29 Jun The 2018 EAMT Conference: Key Takeaways
The 21st Annual Conference of the European Association for Machine Translation (EAMT) took place in Alicante, Spain. The conference brought together researchers, developers, LSPs, and translators from around the globe to discuss the present and future of machine translation. Speakers of many different backgrounds invited the audience to ask questions and share their opinions and ideas, which is the essence of this type of event.
Broadly speaking, we can divide the lectures into two main categories: those more connected with the development of MT products, and those more focused on the use of MT.
The first group, more academic, were mostly individuals from research departments of various universities. They presented examples of their current work and current trends in the field. One of the trends that caught our attention was the increase in the use of synthetic corpora to create an MT engine from scratch. A synthetic corpus is created from aligned content in which the target language is actually the result from processing the source content with an existing MT engine (as opposed to an authentic corpus, in which the target text comes from human translation).
The idea of the better the training material, the better the results is very consolidated in the MT industry, but the results of some works with synthetic corpora show that some concepts, no matter how consolidated they are, sometimes need to be revised. Another work that is worth mentioning is the one done with minor languages or languages without large bilingual corpora available. It is well known that a large corpus is required to get an acceptable level of quality with NMT. However, this is simply unrealistic for many languages across the world for which parallel corpora are reduced or almost non-existent. And this does not only apply to minor languages: Telugu, for example, is spoken by over 70 million people in India, but the available bilingual corpora are not enough to build NMT engines with decent results, so statistical or ruled-based engines are still the only option.
Regarding the use of MT products, the other main track in the conference, LSPs and translation agencies showed how they integrate MT into their production cycle. Depending on their size, experience or resources, the companies may adopt different solutions, like managing their own MT installations or working with a third-party provider. However, no matter how big or experienced a provider is, all of them seem to share the same challenge: finding post-editors. Many professional translators are still reluctant to work with MT and recognize that they prefer to keep doing traditional editing when possible. They claim that some agencies try to use a generic rule to assess the effort of a post-editing assignment, but this effort could change considerably from one job to another. Additionally, many of them believe that post-editing tasks are not well paid and that they normally take more time than estimated. The key point, hence, is to find an objective way of paying for this service that is easily understood by the translators and fair to both parties. While this sounds quite challenging, a consensus will need to be reached within a matter of time. In fact, something similar happened with how exact matches, fuzzies and repetitions were paid when CAT tools started to spread around 20 years ago. Therefore, we can expect standard metrics for MT post-editing will arise in the near future.
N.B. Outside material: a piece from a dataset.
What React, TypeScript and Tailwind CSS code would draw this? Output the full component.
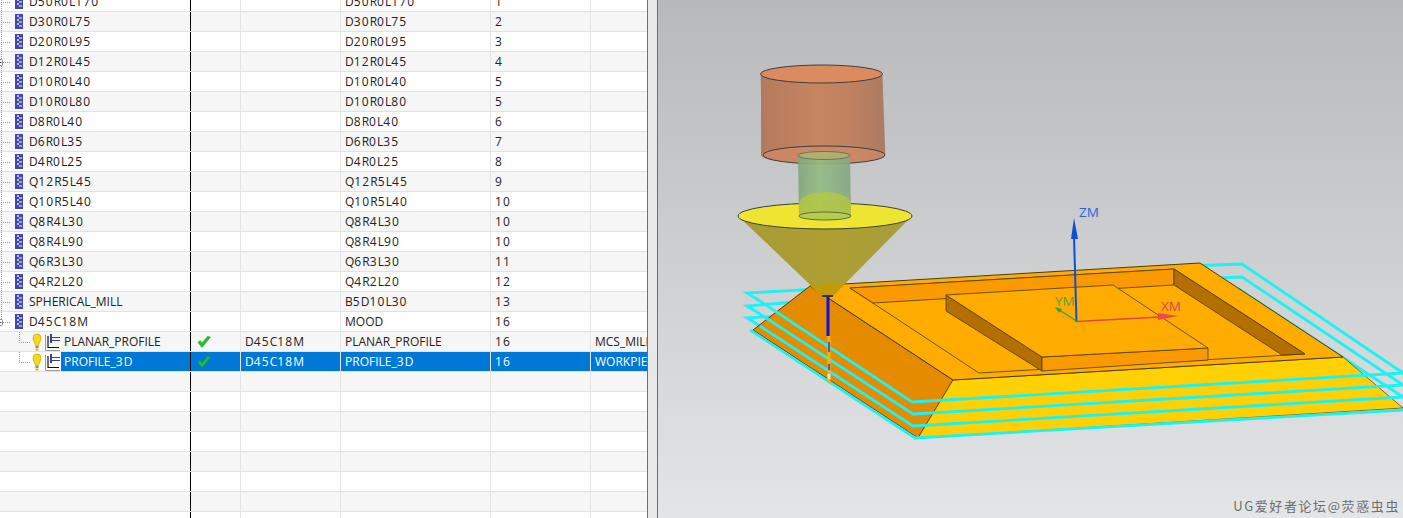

On the translator’s side, a generalized comment was that the development teams don’t normally consult them or take their opinions into account. Though this can be a personal impression, it is true that most of the presentations from the research and development track did not include the views or feedback from linguistic teams. Perhaps involving linguists in the initial stages would pave the path to acceptance of MT among translators.
At Donnelley Language Solutions, which is now part of SDL, we share these conclusions. We have always catered and fully serviced our community of linguists by providing them with fast and multiple payment methods among other services like SDL MultiTrans training. ProZ’s Blue Board, a risk management tool that aggregates reviews from linguists, gives us an aggregated score of 4.7 out of 5 for the last five years. Even though it’s a good score, we continuously strive to make improvements and our Vendor Management team works hard at addressing and managing our linguists’ requests and concerns.
As for how our tools provide an environment for translators to better deal with the output of Machine Translation, SDL MultiTrans TMS connects to multiple MT engines and allows post editors to do their work in its Web Editor. The web editor was designed to improve the post editor’s job. Adhering to the client’s terminology is a key aspect of translation. By continuously updating our MT engines we ensure that terminology, style, and preferred changes are reflected in the MT output, thus improving the quality and making the post-editing task smoother. Furthermore, the post-editor has access to the approved terminology from SDL MultiTrans Web Editor, which allows them to run consistency checks and deliver top-quality translations.
All in all, the EAMT conference was a good opportunity to meet professionals in the MT industry and exchange views and ideas. Next year, the European conference will coincide with the International one, which will take place in August in Dublin. We hope to attend it again and meet more professionals to continue exchanging ideas about this exciting and ever-evolving industry!